Galangal
Also known as galanga or blue ginger, galangal is a type of plant that is used in both culinary and medical uses in many parts of Asia, and originated from Indonesia and Hainan Island in China. It is used in various Asian cuisines such as Thai tom yum or tom khai gai soups, Vietnamese Hue cuisine, and in many different Indonesian dishes.
It looks a bit like ginger, except it does not have the same taste. In its original, raw form, this plant has a very unique flavour. Galangal smells a bit like citrus, pines, and earthiness to it. Its flavour sort of tastes like that, but with a hint of cedar and saponins. Its flavour complements ginger (which so happens to be its relative), except galangal does not have that raw peppery heat that ginger is famous for.
It is a perennial herb that grows between 1 to 2 metres tall. Its leaves are about 25 to 35 cm long and has narrow blades. Its flowers are at the top of the plant, and are small, white, and streaked with a deep-red veining. Its rhizomes resembles ginger, and are tough and difficult to break. The best place to plant galangal is in soil that is both rich and moist. It should be planted in a shady position, and live in an environment that is free of frost as frost will damage the leaves. As a result, it is better to be planted in spring time. Galangal can be harvested almost any time of the year.
Galangal is usually available as a whole root, sliced, or in powdered form. It comes in pre-sliced and powdered forms as slicing through a whole fresh galangal root is quite difficult and requires a sharp knife.

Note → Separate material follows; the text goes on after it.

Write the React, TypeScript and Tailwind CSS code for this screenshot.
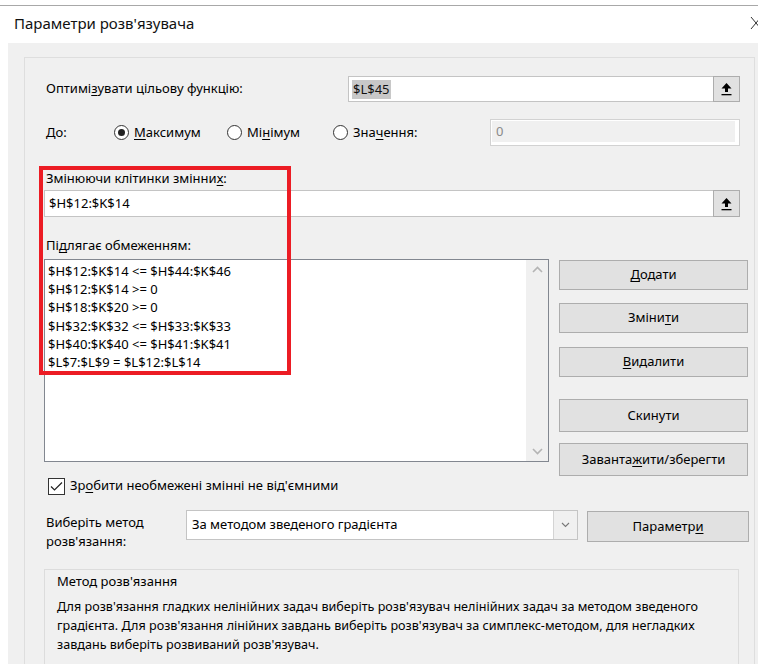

There are 4 different varieties of galangal:
- Alpina galanga – greater galangal
- Alpina officinarum – lesser galangal
- Kaempferia galanga – aromatic ginger or sand ginger
- Bosenbergia pandurata – Chinese ginger or fingerroot
Greater galangal is also known as chewing John or little John chew. It is used in hoodoo folk magic and African-American folk medicine. In Poland, a vodka called Zoladkowa Gorzka is flavoured with galangal. It is reported to have been used as a stimulant in tonic or as snuff and has many non-culinary uses such as using it in perfume and for homeopathic medicine against nausea, flatulence, rheumatism, and more. It also have anti-bacterial properties.